Thanks, Joanna, for reminding me of your boars. They make deer look almost benign. You mentioned boar once before and I remember now that they are a problem in the more southern parts of the U.S.
I hope that boars don’t invade my valley with all the other pests making their way north as the climate warms.
We have not tried to garden seriously on our land yet. We are waiting till we live there full time after we finish the house next summer. At that point, fencing in the garden, orchard and grapes will be the top priority.
Your protective branches and bubble wrap sound interesting, providing double duty as they do.
No deer problem here in my little urban garden, but plenty of Lyme disease threat.

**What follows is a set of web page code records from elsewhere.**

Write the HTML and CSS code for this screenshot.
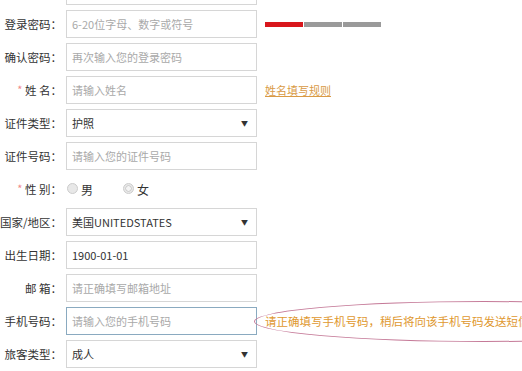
FILE: index.html
```html
<!DOCTYPE html>
<html lang="zh-CN">
<head>
    <meta charset="UTF-8">
    <meta name="viewport" content="width=device-width, initial-scale=1.0">
    <title>乘客信息</title>
    <link rel="stylesheet" href="styles.css">
</head>
<body>
    <div class="form">
        <div class="row">
            <label class="lbl"></label>
            <input class="box" type="text">
        </div>
        <div class="row">
            <label class="lbl">登录密码：</label>
            <input class="box" type="password" placeholder="6-20位字母、数字或符号">
            <div class="strength">
                <span class="bar on"></span><span class="bar"></span><span class="bar"></span>
            </div>
        </div>
        <div class="row">
            <label class="lbl">确认密码：</label>
            <input class="box" type="password" placeholder="再次输入您的登录密码">
        </div>
        <div class="row">
            <label class="lbl"><span class="req">*</span> 姓 名：</label>
            <input class="box" type="text" placeholder="请输入姓名">
            <a class="rule" href="#">姓名填写规则</a>
        </div>
        <div class="row">
            <label class="lbl">证件类型：</label>
            <div class="box select"><span>护照</span><span class="arrow">▼</span></div>
        </div>
        <div class="row">
            <label class="lbl">证件号码：</label>
            <input class="box" type="text" placeholder="请输入您的证件号码">
        </div>
        <div class="row">
            <label class="lbl"><span class="req">*</span> 性 别：</label>
            <div class="sex">
                <label class="opt"><input type="radio" name="sex" class="radio">男</label>
                <label class="opt"><input type="radio" name="sex" class="radio dot">女</label>
            </div>
        </div>
        <div class="row">
            <label class="lbl">国家/地区：</label>
            <div class="box select"><span>美国UNITEDSTATES</span><span class="arrow">▼</span></div>
        </div>
        <div class="row">
            <label class="lbl">出生日期：</label>
            <input class="box" type="text" value="1900-01-01">
        </div>
        <div class="row">
            <label class="lbl">邮 箱：</label>
            <input class="box" type="text" placeholder="请正确填写邮箱地址">
        </div>
        <div class="row">
            <label class="lbl">手机号码：</label>
            <input class="box focus" type="text" placeholder="请输入您的手机号码">
            <div class="tip">请正确填写手机号码，稍后将向该手机号码发送短信</div>
        </div>
        <div class="row">
            <label class="lbl">旅客类型：</label>
            <div class="box select"><span>成人</span><span class="arrow">▼</span></div>
        </div>
    </div>
</body>
</html>
```

FILE: styles.css
```css
html {
    overflow: hidden;
}
body {
    margin: 0;
    background-color: #fff;
    font-family: "Noto Sans CJK SC", "Liberation Sans", sans-serif;
    font-size: 11px;
    color: #333;
}
.form {
    margin-top: -23px;
}
.row {
    display: flex;
    align-items: center;
    height: 28px;
    margin-bottom: 5px;
}
.lbl {
    width: 62px;
    margin-right: 4px;
    flex: none;
    text-align: right;
    white-space: nowrap;
    font-size: 11.5px;
    color: #333;
}
.req {
    color: #f08a8a;
    font-size: 11px;
    position: relative;
    top: -1px;
}
.box {
    box-sizing: border-box;
    width: 191px;
    height: 28px;
    flex: none;
    border: 1px solid #d6d6d6;
    background-color: #fff;
    padding: 0 5px;
    font-family: inherit;
    font-size: 11px;
    color: #333;
    outline: none;
}
.box::placeholder {
    color: #a9a9a9;
}
.box.focus {
    border-color: #8aaac0;
}
.select {
    display: flex;
    align-items: center;
    justify-content: space-between;
    padding-right: 8px;
}
.arrow {
    font-size: 7px;
    color: #333;
}
.strength {
    display: flex;
    gap: 1px;
    margin-left: 8px;
}
.bar {
    width: 38px;
    height: 5px;
    background-color: #9a9a9a;
}
.bar.on {
    background-color: #d8161c;
}
.rule {
    margin-left: 8px;
    color: #d99a45;
    font-size: 11px;
    text-decoration: underline;
}
.sex {
    display: flex;
    align-items: center;
    gap: 30px;
    margin-left: 1px;
    font-size: 12px;
    color: #333;
}
.opt {
    display: flex;
    align-items: center;
    gap: 3px;
}
.radio {
    appearance: none;
    width: 11px;
    height: 11px;
    margin: 0;
    border: 1px solid #cccccc;
    border-radius: 50%;
    background-color: #e8e8e8;
    position: relative;
    top: -1px;
}
.radio.dot {
    background: radial-gradient(circle, #f4f4f4 0 2px, #d0d0d0 2.5px 3px, #e8e8e8 3.5px);
}
.tip {
    flex: none;
    box-sizing: border-box;
    width: 460px;
    height: 41px;
    margin-left: -3px;
    padding-left: 10px;
    border: 1px solid #c57a98;
    border-radius: 50%;
    display: flex;
    align-items: center;
    white-space: nowrap;
    color: #e0982f;
    font-size: 11.5px;
}
```
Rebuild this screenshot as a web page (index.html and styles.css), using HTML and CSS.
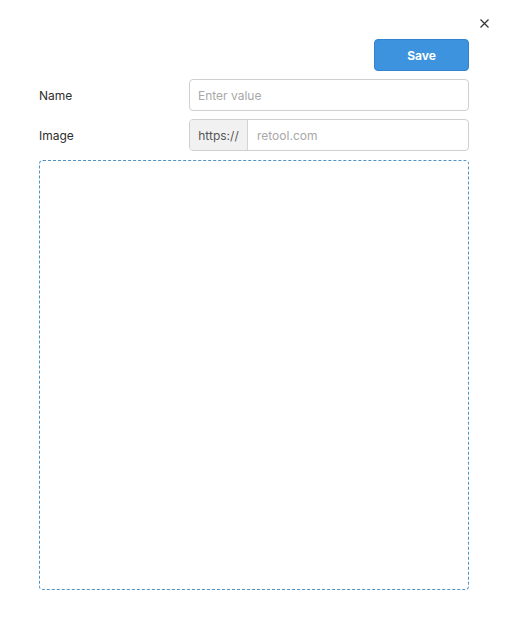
FILE: index.html
```html
<!DOCTYPE html>
<html>
<head>
<meta charset="utf-8">
<link rel="stylesheet" href="styles.css">
</head>
<body>
<div class="modal">
  <div class="topbar">
    <button class="close" aria-label="Close">
      <svg width="9" height="9" viewBox="0 0 9 9"><path d="M0.5 0.5 L8.5 8.5 M8.5 0.5 L0.5 8.5" stroke="#333" stroke-width="1.2" fill="none"/></svg>
    </button>
  </div>
  <div class="actions">
    <button class="save">Save</button>
  </div>
  <div class="row">
    <label class="label">Name</label>
    <div class="input"><span class="placeholder">Enter value</span></div>
  </div>
  <div class="row">
    <label class="label">Image</label>
    <div class="input group">
      <span class="prefix">https://</span>
      <span class="placeholder">retool.com</span>
    </div>
  </div>
  <div class="dropzone"></div>
</div>
</body>
</html>
```
FILE: styles.css
```css
html, body {
  margin: 0;
  padding: 0;
  background: #fff;
}
body {
  font-family: Inter, "Noto Sans", sans-serif;
  font-size: 12px;
  color: #333;
}
.modal {
  width: 507px;
  height: 628px;
  box-sizing: border-box;
  padding: 0 38px 0 39px;
  display: flex;
  flex-direction: column;
}
.topbar {
  height: 39px;
  display: flex;
  justify-content: flex-end;
  align-items: flex-start;
  margin-right: -20px;
}
.close {
  margin-top: 19px;
  padding: 0;
  border: 0;
  background: none;
  width: 9px;
  height: 9px;
  display: flex;
  cursor: pointer;
}
.actions {
  display: flex;
  justify-content: flex-end;
  margin-bottom: 8px;
}
.save {
  width: 95px;
  height: 32px;
  border: 1px solid #2f83cf;
  border-radius: 4px;
  background: #3d93de;
  color: #fff;
  font-family: Inter, "Noto Sans", sans-serif;
  font-weight: 700;
  font-size: 12px;
  padding: 0;
}
.row {
  display: grid;
  grid-template-columns: 150px 1fr;
  align-items: center;
  margin-bottom: 8px;
}
.label {
  color: #2e2e2e;
  font-size: 12px;
}
.input {
  height: 32px;
  box-sizing: border-box;
  border: 1px solid #cfcfcf;
  border-radius: 4px;
  display: flex;
  align-items: center;
  padding: 0 8px;
  overflow: hidden;
}
.input.group {
  padding: 0;
}
.prefix {
  height: 100%;
  width: 58px;
  box-sizing: border-box;
  display: flex;
  align-items: center;
  justify-content: center;
  background: #f1f1f1;
  border-right: 1px solid #d4d4d4;
  color: #555;
}
.group .placeholder {
  padding-left: 9px;
}
.placeholder {
  color: #a8a8a8;
}
.dropzone {
  margin-top: 1px;
  height: 430px;
  box-sizing: border-box;
  border: 1px dashed #4f93c6;
  border-radius: 4px;
}
```
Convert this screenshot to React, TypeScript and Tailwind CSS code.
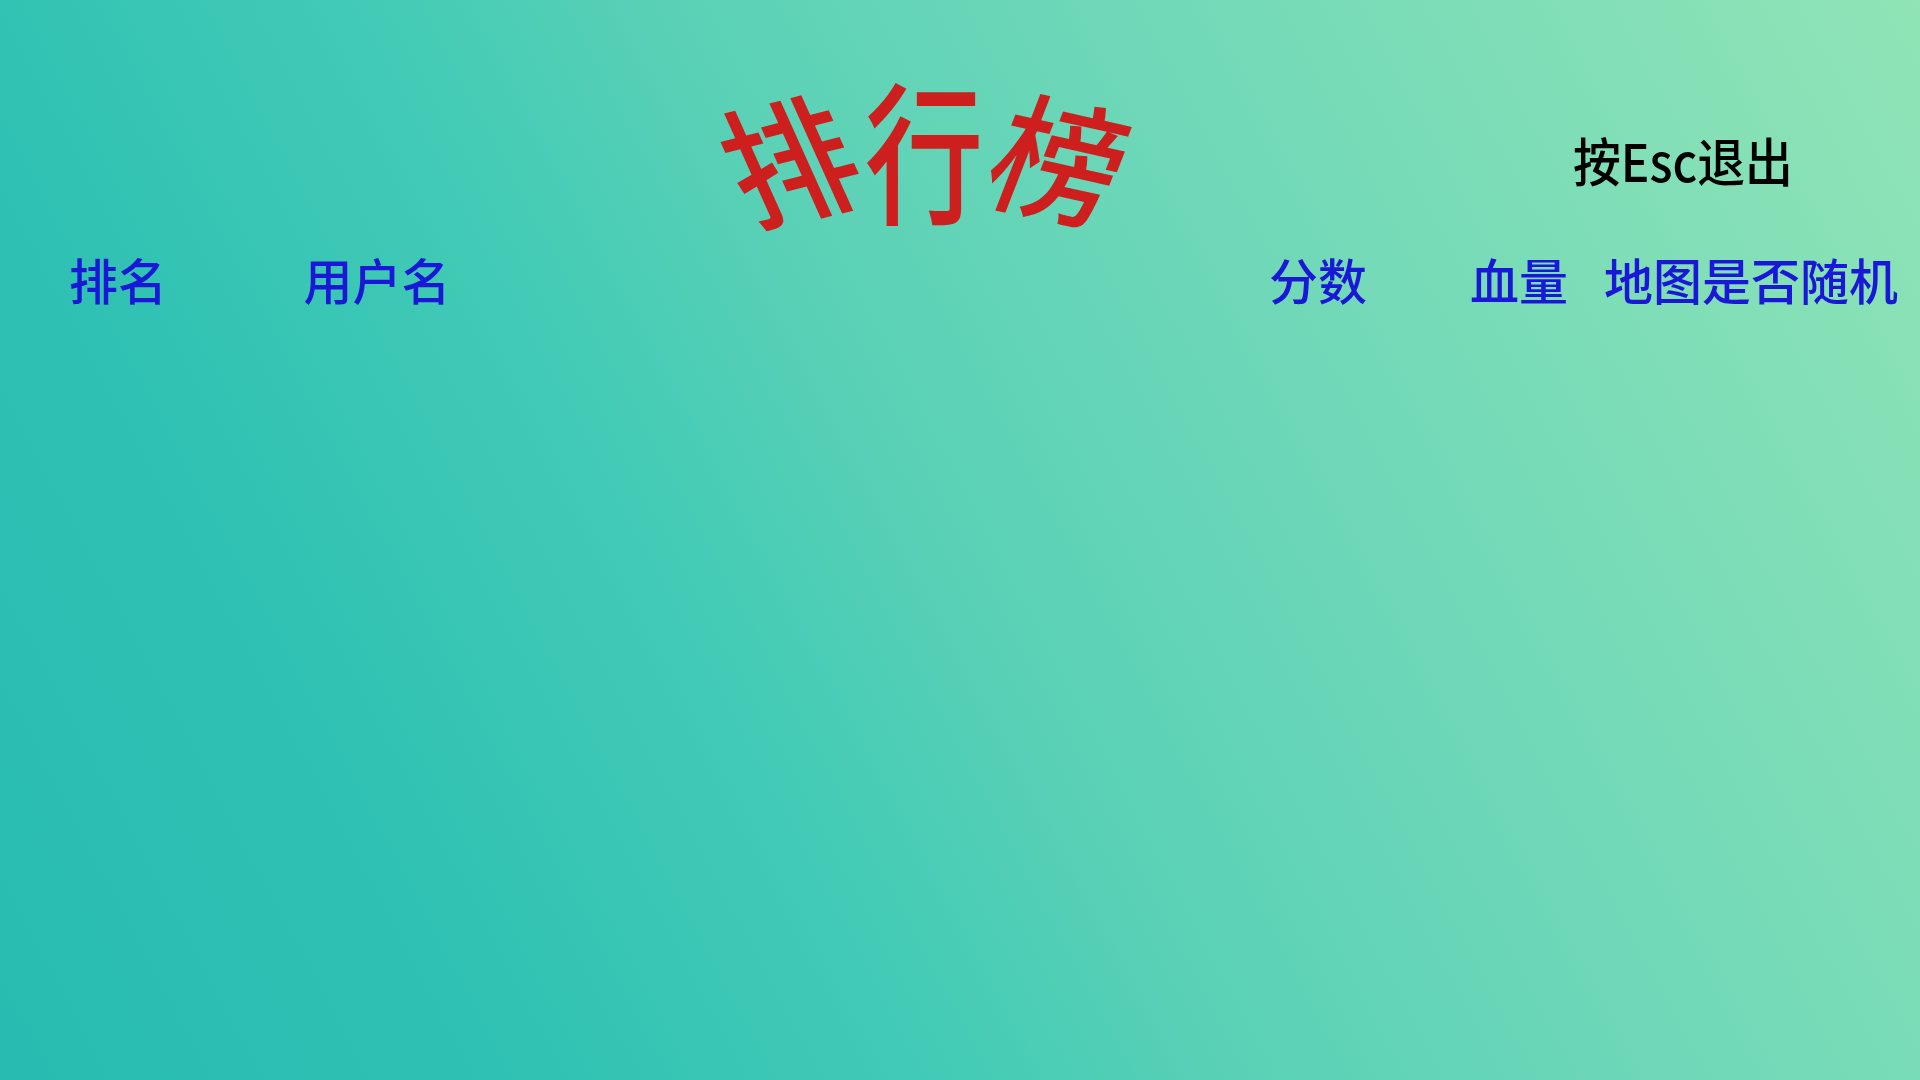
const cjk = "font-['Noto_Sans_CJK_SC','Noto_Sans_CJK_TC',sans-serif]";

function HeaderCell({ className, children }: { className: string; children: React.ReactNode }) {
  return <div className={"shrink-0 whitespace-nowrap text-center " + className}>{children}</div>;
}

export default function App() {
  return (
    <div className={"h-screen w-full overflow-hidden bg-[linear-gradient(62deg,#28bbb1_0%,#2fc1b3_20%,#43cbb6_38%,#5ad1b6_50%,#72d9b8_70%,#90e4b6_100%)] " + cjk}>
      <div className="flex h-[237px] items-start">
        {/* warped title, one transform per glyph */}
        <h1 className="ml-[716px] mt-[84px] flex h-[152px] w-[424px] items-end text-[128px] font-medium leading-[152px] text-[#cc1f1e]">
          <span className="inline-block w-[142px] origin-bottom text-center [transform:matrix(0.95,-0.24,0.44,0.98,34,-6)]">排</span>
          <span className="inline-block w-[132px] origin-bottom text-center [transform:matrix(0.93,0,0,1.2,0,2)]">行</span>
          <span className="inline-block w-[150px] origin-bottom text-center [transform:matrix(0.98,0.22,-0.38,0.98,-32,-6)]">榜</span>
        </h1>
        <div className="ml-[433px] mt-[128px] origin-left whitespace-nowrap text-[52px] font-medium leading-[64px] text-black [transform:scaleX(0.92)]">
          按Esc退出
        </div>
      </div>
      <div className="flex h-[84px] items-center text-[49px] font-medium leading-[64px] text-[#1a18d6]">
        <HeaderCell className="ml-[69px] w-[98px]">排名</HeaderCell>
        <HeaderCell className="ml-[135px] w-[150px]">用户名</HeaderCell>
        <HeaderCell className="ml-[817px] w-[98px]">分数</HeaderCell>
        <HeaderCell className="ml-[103px] w-[98px]">血量</HeaderCell>
        <HeaderCell className="ml-[34px] w-[298px]">地图是否随机</HeaderCell>
      </div>
    </div>
  );
}
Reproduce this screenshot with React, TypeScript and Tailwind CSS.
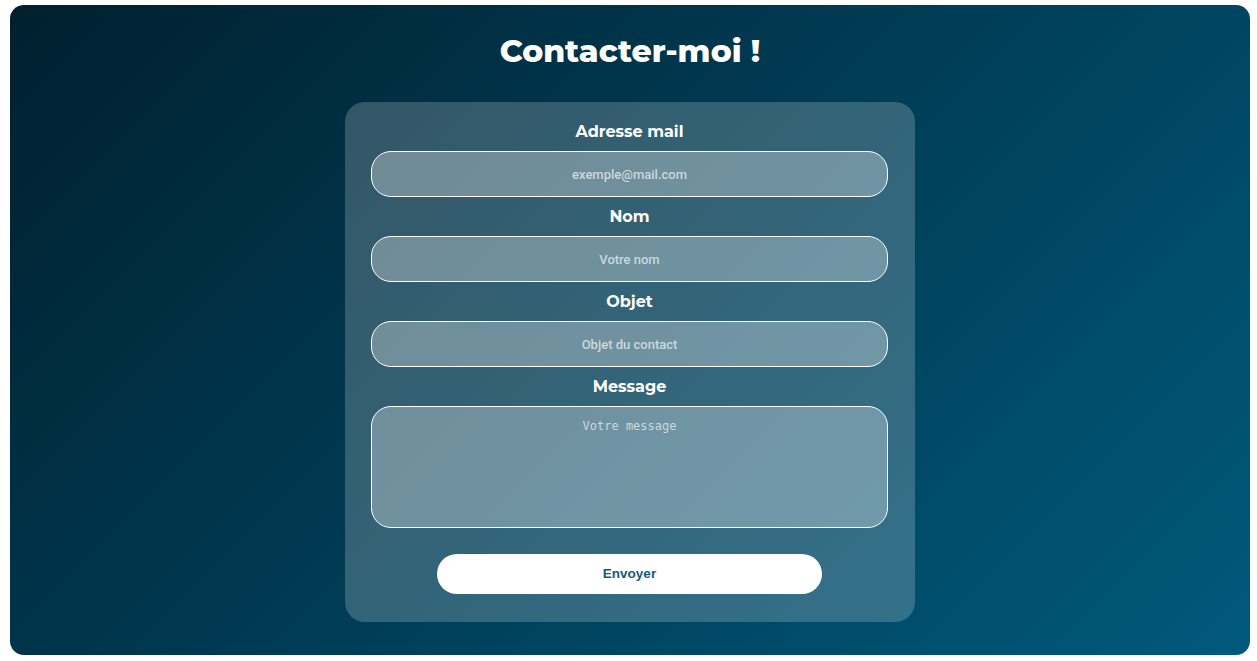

The little white footed mouse, which is plentiful in and around my house, turns out to be the primary reservoir for B. burgdorferi, which causes Lyme disease. It’s a huge problem. That said, I feel lucky not to have deer close by. These are great resources; I’ll pass them along to my more rural friends.
I’ve never had a serious mouse infestation in my home. I can’t imagine why. I’ve lived in houses that seemed plenty inviting to mice.
The first time we had mice, about 20 years ago in Indiana, I was such a softy that we used a little live trap my husband had used during his field biology classes in college. We would take them to the back of our property and release them.
We began to feel they were making their way right back into the house, so my husband started releasing them miles from home on his way to work.
The mice vanished from our house for good.
When we had mice under the sink about 10 years ago, I got tougher and used one of those snap traps. After less then 10 traumatic snaps, that was the end of the mice.
(At least I assume so — no more mouse turds or other sign.)
How do you deal with your mice?
I’ve had reasonably good success with snap traps. One particular mouse got wise to the traps and repeatedly managed to snatch the peanut butter and run. Ultimately, dealing completely with every bit of edible anything (lots of glass jars now) helped a lot. At the worst point, they were chewing up towels and toilet paper in the linen closet for nest material. I haven’t had one (that I know of) now for a couple of months, so I’m hoping for a mouse-free winter!